Assim que terminou a prova, Francisco Avelino chamou Luiz e Adriano para, juntos, darem um abraço no companheiro. “Clodô é o mais sério e mais profissional atleta do paraolimpismo brasileiro. Tínhamos a certeza de que ele nos ajudaria muito na prova de hoje (ontem)”, contou Francisco Avelino.
Clodoaldo ajudou mesmo, mas Francisco Avelino, Luiz (má formação nas pernas e no braço direito) e Adriano (paraplégico) também fizeram a sua parte. Os três sabiam que se entregassem os últimos 50m para os braços de Clodoaldo no mínimo em igualdade com os concorrentes mais fortes, Japão e Espanha, a medalha estaria ganha. E foi assim. Luiz Silva manteve o equilíbrio que Avelino e Adriano haviam conquistado em suas etapas e Clodô fez o resto, disparando para o ouro e fechando a prova em 2m37s46. Japão e Espanha vieram na seqüência.

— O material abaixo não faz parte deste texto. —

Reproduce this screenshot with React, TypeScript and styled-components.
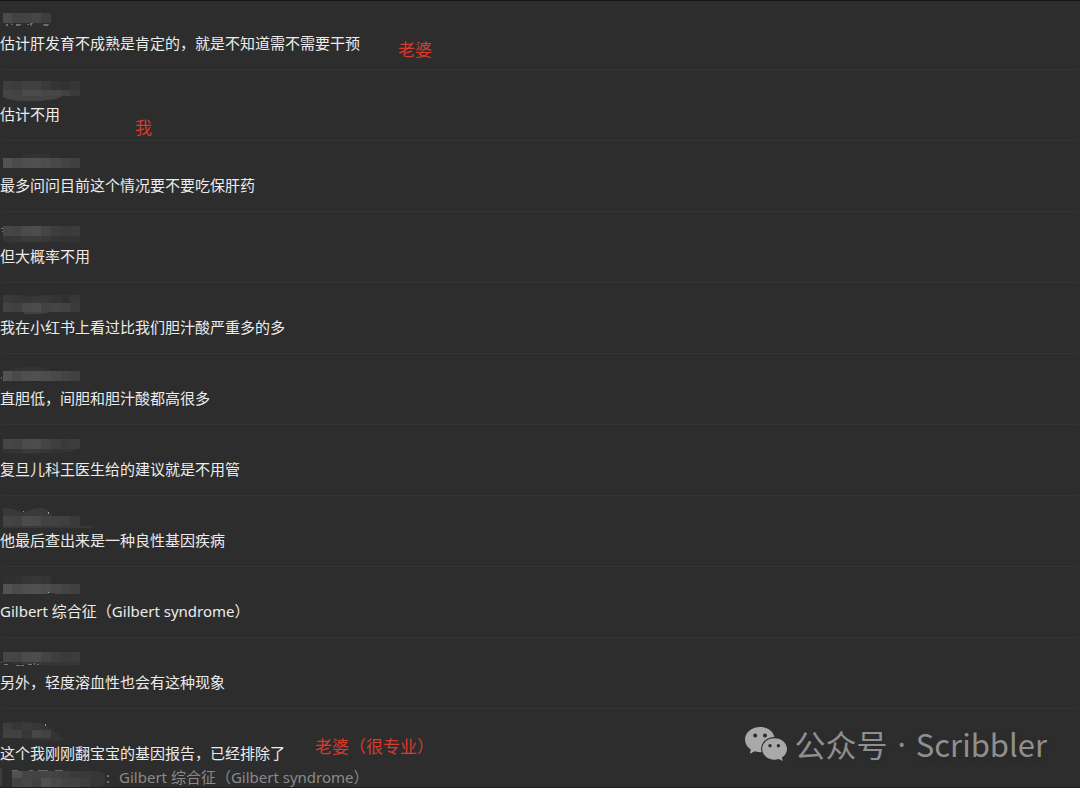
import React from "react";
import styled, { createGlobalStyle } from "styled-components";

const GlobalStyle = createGlobalStyle`
  * { box-sizing: border-box; }
  body {
    margin: 0;
    background: #2d2d2d;
    font-family: "Noto Sans", "Noto Sans CJK SC", sans-serif;
  }
`;

const Page = styled.main`
  position: relative;
  min-height: 100vh;
  overflow: hidden;
  background: #2d2d2d;
  border-top: 1px solid #161616;
  border-bottom: 1px solid #1f1f23;
`;

const MessageList = styled.ol`
  list-style: none;
  margin: 0;
  padding: 0;
`;

const MessageRow = styled.li`
  position: relative;
`;

const MessageText = styled.p`
  margin: 0;
  font-size: 15px;
  line-height: 24px;
  color: #ececec;
  white-space: nowrap;
`;

const Divider = styled.div`
  height: 1px;
  margin: 14px 2px 0;
  background: #353535;
`;

const Note = styled.span<{ $left: number; $top: number }>`
  position: absolute;
  left: ${(p) => p.$left}px;
  top: ${(p) => p.$top}px;
  font-size: 17px;
  line-height: 24px;
  color: #d93a2b;
  white-space: nowrap;
`;

const MaskSvg = styled.svg`
  display: block;
`;

const Quote = styled.blockquote`
  display: flex;
  align-items: center;
  gap: 1px;
  height: 21px;
  margin: 1px 0 0;
  font-size: 15px;
  line-height: 22px;
  color: #8a8a8a;
  white-space: nowrap;
`;

const QuoteBar = styled.span`
  width: 2px;
  height: 18px;
  background: #3d3d3d;
`;

const QuoteText = styled.span`
  padding-left: 8px;
`;

const Watermark = styled.div`
  position: absolute;
  right: 33px;
  bottom: 23px;
  display: flex;
  align-items: center;
  gap: 8px;
  font-family: "Noto Sans CJK SC", sans-serif;
  font-size: 31px;
  line-height: 40px;
  color: #8f8f8f;
  text-shadow: 0 2px 8px rgba(0, 0, 0, 0.15);
  white-space: nowrap;
`;

const WatermarkText = styled.span`
  display: flex;
  gap: 10px;
`;

const Dot = styled.span`
  font-family: "Noto Sans", sans-serif;
`;

type Band = { y: number; h: number; from?: number; shades: string[] };
type Blob = { d: string; fill: string };
type Mask = { bands: Band[]; under?: Blob[]; specks?: Blob[] };

const TILE = 29 / 3;

function MaskShapes({ mask, x = 2.67 }: { mask: Mask; x?: number }) {
  const edge = (i: number) => Math.round(x + i * TILE);
  return (
    <>
      {mask.under?.map((b) => <path key={b.d} d={b.d} fill={b.fill} />)}
      {mask.bands.map((band) =>
        band.shades.map((shade, i) => {
          const col = i + (band.from ?? 0);
          return (
            <rect
              key={`${band.y}-${i}`}
              x={edge(col)}
              y={band.y}
              width={edge(col + 1) - edge(col)}
              height={band.h}
              fill={shade}
            />
          );
        })
      )}
      {mask.specks?.map((b) => <path key={b.d} d={b.d} fill={b.fill} />)}
    </>
  );
}

function NameMask({ mask, clipTop = 0 }: { mask: Mask; clipTop?: number }) {
  const height = 32 - clipTop;
  return (
    <MaskSvg width="100" height={height} viewBox={`0 ${clipTop} 100 ${height}`} aria-hidden="true">
      <MaskShapes mask={mask} />
    </MaskSvg>
  );
}

const BRIGHT = ["#525252", "#4a4a4a", "#4f4f4f", "#505050", "#4d4d4d", "#494949", "#434343", "#404040"];
const SOFT = ["#464646", "#444444", "#4b4b4b", "#4d4d4d", "#444444", "#3e3e3e", "#3a3a3a", "#3c3c3c"];

type Message = { text: string; mask: Mask; note?: { text: string; left: number; top: number } };

const messages: Message[] = [
  {
    text: "估计肝发育不成熟是肯定的，就是不知道需不需要干预",
    note: { text: "老婆", left: 398, top: 37 },
    mask: {
      bands: [{ y: 14, h: 10, shades: ["#4b4b4b", "#424242", "#434343", "#474747", "#3e3e3e"] }],
      specks: [
        { d: "M6 25h2v2H6zM11 24l2 2h-2zM16 25h5v1l-2 1h-3zM27 25h2v1h-2zM30 24h3l-2 3h-1zM43 25h6l-1 2h-4z", fill: "#6f6f6f" },
      ],
    },
  },
  {
    text: "估计不用",
    note: { text: "我", left: 135, top: 46 },
    mask: {
      under: [{ d: "M3 26H63Q57 30 46 30Q40 32 33 31Q12 32 3 27Z", fill: "#434343" }],
      bands: [
        { y: 11, h: 9, shades: ["#3e3e3e", "#3c3c3c", "#414141", "#404040", "#3a3a3a", "#343434", "#313131", "#363636"] },
        { y: 20, h: 6, shades: ["#454545", "#424242", "#4a4a4a", "#4b4b4b", "#474747", "#474747", "#424242", "#3b3b3b"] },
      ],
    },
  },
  {
    text: "最多问问目前这个情况要不要吃保肝药",
    mask: {
      bands: [
        { y: 13, h: 4, from: 2, shades: ["#313131", "#333333", "#313131"] },
        { y: 17, h: 10, shades: BRIGHT },
      ],
    },
  },
  {
    text: "但大概率不用",
    mask: {
      under: [{ d: "M3 23H80V30H20Q5 32 3 27Z", fill: "#363636" }],
      bands: [
        { y: 14, h: 10, shades: SOFT },
        { y: 24, h: 6, from: 1, shades: ["#373737", "#3b3b3b", "#3b3b3b", "#383838", "#343434", "#323232", "#333333"] },
      ],
      specks: [{ d: "M1 16h2v1H1zM2 19h1v1H2z", fill: "#777777" }],
    },
  },
  {
    text: "我在小红书上看过比我们胆汁酸严重多的多",
    mask: {
      under: [{ d: "M22 28H54Q42 32 25 31Z", fill: "#424242" }],
      bands: [
        { y: 12, h: 8, shades: ["#3a3a3a", "#373737", "#363636", "#393939", "#373737", "#343434", "#303030", "#373737"] },
        { y: 20, h: 9, shades: ["#434343", "#404040", "#4a4a4a", "#4c4c4c", "#424242", "#444444", "#424242", "#3b3b3b"] },
      ],
      specks: [{ d: "M22 12H42Q32 15 22 12Z", fill: "#2d2d2d" }],
    },
  },
  {
    text: "直胆低，间胆和胆汁酸都高很多",
    mask: {
      under: [{ d: "M3 17Q22 12 42 13L51 17Z", fill: "#333333" }],
      bands: [{ y: 17, h: 10, shades: BRIGHT }],
      specks: [{ d: "M1 23h1v2H1zM3 26h2v1H3z", fill: "#666666" }],
    },
  },
  {
    text: "复旦儿科王医生给的建议就是不用管",
    mask: {
      under: [{ d: "M3 23H80L70 27Q40 30 3 28Z", fill: "#343434" }],
      bands: [
        { y: 14, h: 10, shades: SOFT },
        { y: 24, h: 4, from: 2, shades: ["#3a3a3a", "#393939", "#363636", "#333333"] },
      ],
    },
  },
  {
    text: "他最后查出来是一种良性基因疾病",
    mask: {
      under: [
        { d: "M3 12Q14 12 23 17Q38 9 48 14L52 20H3Z", fill: "#393939" },
        { d: "M3 29H72L80 30H96Q91 33 76 33H3Z", fill: "#383838" },
        { d: "M52 20L80 19V21H52Z", fill: "#323232" },
      ],
      bands: [{ y: 20, h: 10, shades: ["#444444", "#424242", "#4b4b4b", "#494949", "#424242", "#414141", "#3f3f3f", "#393939"] }],
      specks: [{ d: "M23 15h1v1h-1zM48 16h1v2h-1z", fill: "#999999" }],
    },
  },
  {
    text: "Gilbert 综合征（Gilbert syndrome）",
    mask: {
      bands: [
        { y: 9, h: 8, shades: ["#2f2f2f", "#303030", "#353535", "#373737", "#343434"] },
        { y: 17, h: 10, shades: BRIGHT },
      ],
      specks: [
        { d: "M46 27Q51 25 57 27Z", fill: "#2d2d2d" },
        { d: "M48 25h1v1h-1z", fill: "#aaaaaa" },
      ],
    },
  },
  {
    text: "另外，轻度溶血性也会有这种现象",
    mask: {
      under: [{ d: "M40 23H80V27Q60 29 40 27Z", fill: "#363636" }],
      bands: [
        { y: 14, h: 10, shades: SOFT },
        { y: 24, h: 2, from: 1, shades: ["#343434", "#393939", "#393939"] },
      ],
      specks: [{ d: "M1 24h1v1H1zM4 26h4v1H4zM16 27h4v1h-4zM21 27h3v1h-3zM28 26h4v1h-4zM34 25h1v2h-1zM37 26h2v1h-2z", fill: "#777777" }],
    },
  },
  {
    text: "这个我刚刚翻宝宝的基因报告，已经排除了",
    note: { text: "老婆（很专业）", left: 315, top: 26 },
    mask: {
      under: [{ d: "M3 14L20 12Q38 13 51 19L62 29L65 31Q52 33 34 31L3 28Z", fill: "#343434" }],
      bands: [
        { y: 14, h: 7, shades: ["#3d3d3d", "#363636", "#3a3a3a", "#373737"] },
        { y: 21, h: 8, shades: ["#414141", "#414141", "#373737", "#474747", "#424242"] },
      ],
      specks: [{ d: "M45 15h1v2h-1z", fill: "#999999" }],
    },
  },
];

const quoteMask: Mask = {
  under: [{ d: "M12 5H98Q107 6 108 12Q108 19 99 21H12Z", fill: "#363636" }],
  bands: [
    { y: 5, h: 7, shades: ["#515151", "#444444", "#434343", "#454545", "#424242", "#3f3f3f", "#3a3a3a", "#393939"] },
    { y: 12, h: 10, shades: ["#424242", "#464646", "#414141", "#505050", "#484848", "#434343", "#424242", "#3d3d3d"] },
  ],
  specks: [{ d: "M12 5h6v-1h-6zM29 5h4v-1h-4zM38 5h10v-1H38zM55 5h8v-1h-8z", fill: "#666666" }],
};

function WechatLogo() {
  return (
    <svg width="42" height="36" viewBox="0 0 42 36" aria-hidden="true">
      <path
        fill="#a9a9a9"
        d="M15 1C6.5 1 0 6.6 0 13.6C0 17.8 2.2 21.2 5.8 23.6L4.8 27.8L9.8 25.3C12.8 26.2 15.5 26.4 18 26.1L29.6 11.8C28.6 5.6 22.6 1 15 1Z"
      />
      <ellipse cx="29.5" cy="23" rx="13.5" ry="12" fill="#2d2d2d" />
      <path
        fill="#a9a9a9"
        d="M29.5 12.3C22.6 12.3 17.2 17 17.2 23C17.2 29 22.6 33.7 29.5 33.7C31 33.7 32.5 33.5 33.8 33L37.8 35L36.8 31.6C39.9 29.8 42 26.5 42 23C42 17 36.4 12.3 29.5 12.3Z"
      />
      <g fill="#2d2d2d">
        <circle cx="10.2" cy="9.6" r="2" />
        <circle cx="20" cy="9.6" r="2" />
        <circle cx="25" cy="19.7" r="1.7" />
        <circle cx="33.4" cy="19.7" r="1.7" />
      </g>
    </svg>
  );
}

export default function App() {
  return (
    <Page>
      <GlobalStyle />
      <MessageList>
        {messages.map((m, i) => (
          <MessageRow key={m.text}>
            <NameMask mask={m.mask} clipTop={i === 0 ? 2 : 0} />
            <MessageText>{m.text}</MessageText>
            {m.note && (
              <Note $left={m.note.left} $top={m.note.top}>
                {m.note.text}
              </Note>
            )}
            {i < messages.length - 1 && <Divider />}
          </MessageRow>
        ))}
      </MessageList>
      <Quote>
        <QuoteBar />
        <MaskSvg width="102" height="22" viewBox="3 0 102 22" aria-hidden="true">
          <MaskShapes mask={quoteMask} x={12.33} />
        </MaskSvg>
        <span>:</span>
        <QuoteText>Gilbert 综合征（Gilbert syndrome）</QuoteText>
      </Quote>
      <Watermark>
        <WechatLogo />
        <WatermarkText>
          <span>公众号</span>
          <Dot>·</Dot>
          <span>Scribbler</span>
        </WatermarkText>
      </Watermark>
    </Page>
  );
}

Um resultado distante do recorde mundial (2m3654), mas bem superior ao paraolímpico (2m39s94).
Gustavo Arantes, técnico da equipe brasileira de natação nas Paraolimpíadas, estava orgulhoso após a prova. “Além de forte e excepcional nadador, Clodoaldo é firme e determinado. Ele colocou na cabeça que disputaria o ouro em todas as provas e recebeu seu prêmio, seis medalhas de ouro e uma de prata.”
Humilde, Clodoaldo ouvia as palavras do técnico entre as perguntas dos repórteres que foram esperá-lo ao lado da piscina. Recuperado da emoção, ele foi rápido e objetivo quando teve de responder à inevitável pergunta de como fica o seu futuro e o do desporto paraolímpico no Brasil. “Acabou as Paraolimpíadas. Amanhã (hoje), volto a ser o Clodoaldo de sempre.” Clodoaldo Francisco da Silva mora num bairro afastado do centro de Natal e toma oito ônibus para poder ir treinar diariamente. Sobrevive com os pouco mais de R$ 4 mil da bolsa e da ajuda de custo que recebe do Comitê Paraolímpico Brasileiro como membro da equipe nacional e medalhista de ouro.